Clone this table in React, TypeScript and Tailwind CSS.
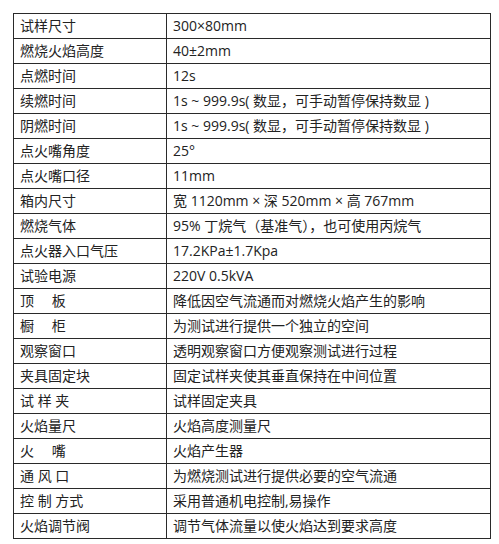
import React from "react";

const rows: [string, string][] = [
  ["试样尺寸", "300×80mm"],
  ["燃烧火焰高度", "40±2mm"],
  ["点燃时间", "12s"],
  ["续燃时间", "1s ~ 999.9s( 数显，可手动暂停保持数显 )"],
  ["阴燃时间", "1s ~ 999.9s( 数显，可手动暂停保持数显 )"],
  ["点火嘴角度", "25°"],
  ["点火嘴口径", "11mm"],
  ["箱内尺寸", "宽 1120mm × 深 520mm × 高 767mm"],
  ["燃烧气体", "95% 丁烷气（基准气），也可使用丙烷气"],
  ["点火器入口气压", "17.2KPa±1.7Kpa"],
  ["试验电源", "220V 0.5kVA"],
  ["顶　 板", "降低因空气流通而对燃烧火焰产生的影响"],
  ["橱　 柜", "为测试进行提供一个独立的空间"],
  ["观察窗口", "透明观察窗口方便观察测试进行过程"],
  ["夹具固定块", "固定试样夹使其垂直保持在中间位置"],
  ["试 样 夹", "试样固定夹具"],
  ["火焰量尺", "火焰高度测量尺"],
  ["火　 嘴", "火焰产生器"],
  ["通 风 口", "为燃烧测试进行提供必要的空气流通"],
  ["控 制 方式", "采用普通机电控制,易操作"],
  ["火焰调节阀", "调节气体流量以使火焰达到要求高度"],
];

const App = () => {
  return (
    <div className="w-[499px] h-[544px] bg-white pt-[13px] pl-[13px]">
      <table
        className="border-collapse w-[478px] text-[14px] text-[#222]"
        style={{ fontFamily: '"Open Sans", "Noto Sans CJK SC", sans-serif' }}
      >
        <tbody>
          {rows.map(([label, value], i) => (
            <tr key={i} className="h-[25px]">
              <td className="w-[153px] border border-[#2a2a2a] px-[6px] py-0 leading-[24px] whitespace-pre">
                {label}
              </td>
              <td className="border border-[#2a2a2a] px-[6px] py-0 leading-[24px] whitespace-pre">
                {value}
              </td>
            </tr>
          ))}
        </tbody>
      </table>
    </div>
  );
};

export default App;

--

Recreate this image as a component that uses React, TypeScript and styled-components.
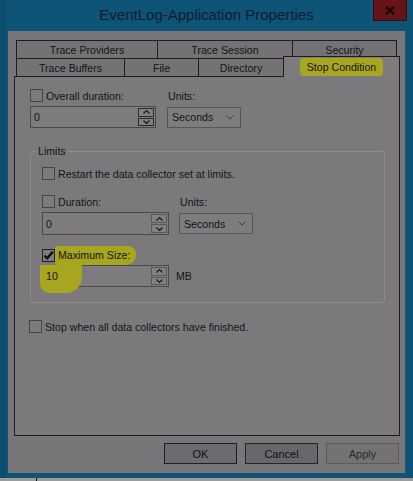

==

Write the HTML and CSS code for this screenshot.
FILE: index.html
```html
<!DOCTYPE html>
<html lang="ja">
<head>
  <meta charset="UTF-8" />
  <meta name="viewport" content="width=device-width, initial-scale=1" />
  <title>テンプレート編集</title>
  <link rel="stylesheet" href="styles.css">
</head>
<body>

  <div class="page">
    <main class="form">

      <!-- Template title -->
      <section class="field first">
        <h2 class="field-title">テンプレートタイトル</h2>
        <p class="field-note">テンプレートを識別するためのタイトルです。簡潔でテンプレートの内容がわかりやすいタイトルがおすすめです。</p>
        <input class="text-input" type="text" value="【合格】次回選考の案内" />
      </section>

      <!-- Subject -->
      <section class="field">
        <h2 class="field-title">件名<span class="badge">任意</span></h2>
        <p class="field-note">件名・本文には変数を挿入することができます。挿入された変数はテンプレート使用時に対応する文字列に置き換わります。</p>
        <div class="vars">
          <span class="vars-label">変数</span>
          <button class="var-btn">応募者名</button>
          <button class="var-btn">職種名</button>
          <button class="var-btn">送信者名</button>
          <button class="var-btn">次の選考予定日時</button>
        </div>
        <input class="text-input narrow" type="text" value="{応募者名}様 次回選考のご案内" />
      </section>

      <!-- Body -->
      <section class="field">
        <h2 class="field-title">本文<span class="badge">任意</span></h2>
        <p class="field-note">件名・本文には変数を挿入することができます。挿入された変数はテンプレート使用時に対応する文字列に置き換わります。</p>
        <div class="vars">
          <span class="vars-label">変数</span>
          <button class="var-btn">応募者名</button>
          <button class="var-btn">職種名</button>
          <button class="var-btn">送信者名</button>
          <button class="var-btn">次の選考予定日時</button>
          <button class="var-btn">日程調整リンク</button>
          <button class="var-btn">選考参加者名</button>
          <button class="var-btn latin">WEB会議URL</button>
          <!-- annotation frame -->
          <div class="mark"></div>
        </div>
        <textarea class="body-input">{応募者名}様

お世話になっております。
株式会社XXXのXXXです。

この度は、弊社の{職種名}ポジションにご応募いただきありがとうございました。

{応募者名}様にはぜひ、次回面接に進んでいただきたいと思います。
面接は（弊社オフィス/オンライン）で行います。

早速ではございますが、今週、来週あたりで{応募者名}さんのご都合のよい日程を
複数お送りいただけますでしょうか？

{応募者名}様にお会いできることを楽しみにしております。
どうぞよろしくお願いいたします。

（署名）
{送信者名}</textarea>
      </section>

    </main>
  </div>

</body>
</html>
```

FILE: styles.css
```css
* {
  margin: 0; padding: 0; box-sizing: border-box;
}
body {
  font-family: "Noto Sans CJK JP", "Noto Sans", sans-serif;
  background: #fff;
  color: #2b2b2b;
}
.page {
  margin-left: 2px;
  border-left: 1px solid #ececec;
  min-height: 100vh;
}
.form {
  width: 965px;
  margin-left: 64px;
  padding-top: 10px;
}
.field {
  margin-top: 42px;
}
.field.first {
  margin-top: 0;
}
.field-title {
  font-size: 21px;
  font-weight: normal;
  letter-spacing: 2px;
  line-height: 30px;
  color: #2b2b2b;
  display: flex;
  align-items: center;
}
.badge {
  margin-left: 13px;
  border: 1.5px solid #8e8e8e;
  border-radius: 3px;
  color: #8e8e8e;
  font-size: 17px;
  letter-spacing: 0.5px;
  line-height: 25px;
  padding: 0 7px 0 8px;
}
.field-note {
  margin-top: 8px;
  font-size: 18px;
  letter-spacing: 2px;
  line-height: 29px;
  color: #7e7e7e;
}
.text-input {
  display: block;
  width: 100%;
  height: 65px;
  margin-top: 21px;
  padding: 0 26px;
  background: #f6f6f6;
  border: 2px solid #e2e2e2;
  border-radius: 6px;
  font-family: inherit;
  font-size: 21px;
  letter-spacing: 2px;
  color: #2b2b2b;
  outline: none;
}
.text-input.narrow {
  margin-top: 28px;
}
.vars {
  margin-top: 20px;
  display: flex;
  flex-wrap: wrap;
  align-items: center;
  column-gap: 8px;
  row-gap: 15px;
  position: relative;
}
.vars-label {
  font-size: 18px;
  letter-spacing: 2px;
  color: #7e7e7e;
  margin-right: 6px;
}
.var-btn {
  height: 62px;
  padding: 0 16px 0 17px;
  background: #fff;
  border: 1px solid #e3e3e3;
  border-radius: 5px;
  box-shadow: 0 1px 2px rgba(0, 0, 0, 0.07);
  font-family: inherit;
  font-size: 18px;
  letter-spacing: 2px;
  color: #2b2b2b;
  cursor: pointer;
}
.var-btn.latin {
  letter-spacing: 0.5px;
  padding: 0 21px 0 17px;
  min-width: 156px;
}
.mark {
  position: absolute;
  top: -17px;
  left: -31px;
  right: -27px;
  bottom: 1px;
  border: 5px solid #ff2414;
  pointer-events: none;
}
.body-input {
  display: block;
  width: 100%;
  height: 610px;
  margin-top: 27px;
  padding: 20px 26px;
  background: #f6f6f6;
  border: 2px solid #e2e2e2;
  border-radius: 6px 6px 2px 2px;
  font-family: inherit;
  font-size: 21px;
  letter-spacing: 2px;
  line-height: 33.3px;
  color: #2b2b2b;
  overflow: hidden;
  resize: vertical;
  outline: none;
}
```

What you are asked to do »
Start at the line with "Clone this table", stop at the line with "import React from", both lines included, and repeat that span exactly without its pictures.

Written reply »
Clone this table in React, TypeScript and Tailwind CSS.
import React from "react";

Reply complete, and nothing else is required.